The Gilmore Gang touched on the importance of feed aggregation in the Mozilla product line during last week's installment. Persistent feed storage and offline reading capability are mentioned frequently as key features. Considering the addition of RSS support in Thunderbird, Steve Gilmore asked:

Are we seeing the rise of a cross platform RSS aggregator that's essentially available for free from an open source group?

Audio Clip

Just as there was a time when people were willing to pay for web browsers, aggregators are now getting their dollars from the early adopters. In time, the core feature set will be commoditized by FOSS projects and commercial offerings will be relegated to advanced users and special applications of the syndication standards. Fanning the flames of the RSS ubiquity push was Apple's announcement of Safari RSS at its WWDC in June. With user expectations raised, Firefox seems naked without a comparable offering. Scott Rafer, CEO of Feedster, remarked:

The Firefox guys have been trying to not upset the variety of Firefox plugins that are decent RSS aggregators, and they're going to have to give up and pick one at some point.. and at some point not very long in the future I would suspect.

Audio Clip

Forumzilla gets mentioned as a candidate for integration. Haven't explored Forumzilla yet, but I understand that it's a Thunderbird extension allowing feeds to be manipulated though the mail reading interface, and that it's the basis for the newly added feed aggregation in Thunderbird itself.

Integrating with the email client does offer efficiency in the form of workflow reuse, but I see the browser as being the ideal spot to land feed reading functionality. The overlap between activities is just too strong to ignore. Sage is an attempt to leverage this overlap, and provide the simplicity required for mass adoption while offering enough features to woo power users.

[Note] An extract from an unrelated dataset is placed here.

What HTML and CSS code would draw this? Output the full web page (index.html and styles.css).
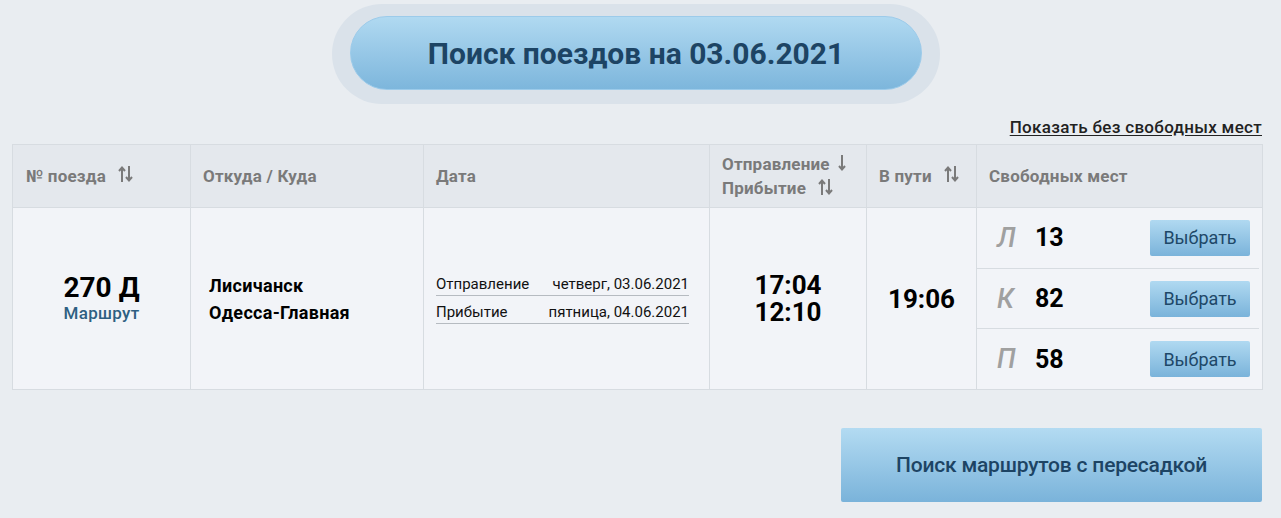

A big and increasingly important step for us will be to provide persistent storage of feed items, opening the door to another level of functionality.

October 4, 2004 @ 8:50 PM | Category: Technology


IMHO, persistent storage is vastly overrated and can be a complete pain in conjunction with the offline reading capability. When I had tried it ages back, Newsmonster had driven me completely nuts with its offline cache and in the age of always on connections, this should really be a non-issue.

Another problem with offline caches is that we still are nowhere close to getting every site admin to save bandwidth with conditional gets and the ilk when it comes to RSS feeds. If offline reading makes its way to even 20% of the users out there, botnets would be the least of our worries when it comes to DDoSing sites off the net.

Firefox does not seem naked without an in built RSS aggregator, what it lacks though is a kick ass extensions repository and extensions manager. Integrating the aggregator into the browser would recreate the IE nightmare all over again and more or less slow down development of aggregators, stand alone or integrated for the same reason - lack of competition.

Other than the ranked results that I would really really love to see in Sage, two things that can be easily rolled into it would be back and forward buttons like in a browser and the option to have selected feeds (full text) render in the contents area.

Posted by: codey on October 7, 2004 @ 9:11 AM

On integration, what's key is providing the necessary amount of out-of-the-box functionality. Users need a simple path to productive feed reading. In its current state, Live Bookmarks won't be enough to get people hooked. Keep in mind, integration doesn't necessarily mean complete incorporation, there are several degrees here. Bundling core extensions with certain Firefox install packages might be an option. Or perhaps a built-in feed parsing and auto-discovery framework, a la Live Bookmarks, with the ability to shoehorn users into extensions offering more advanced functionality.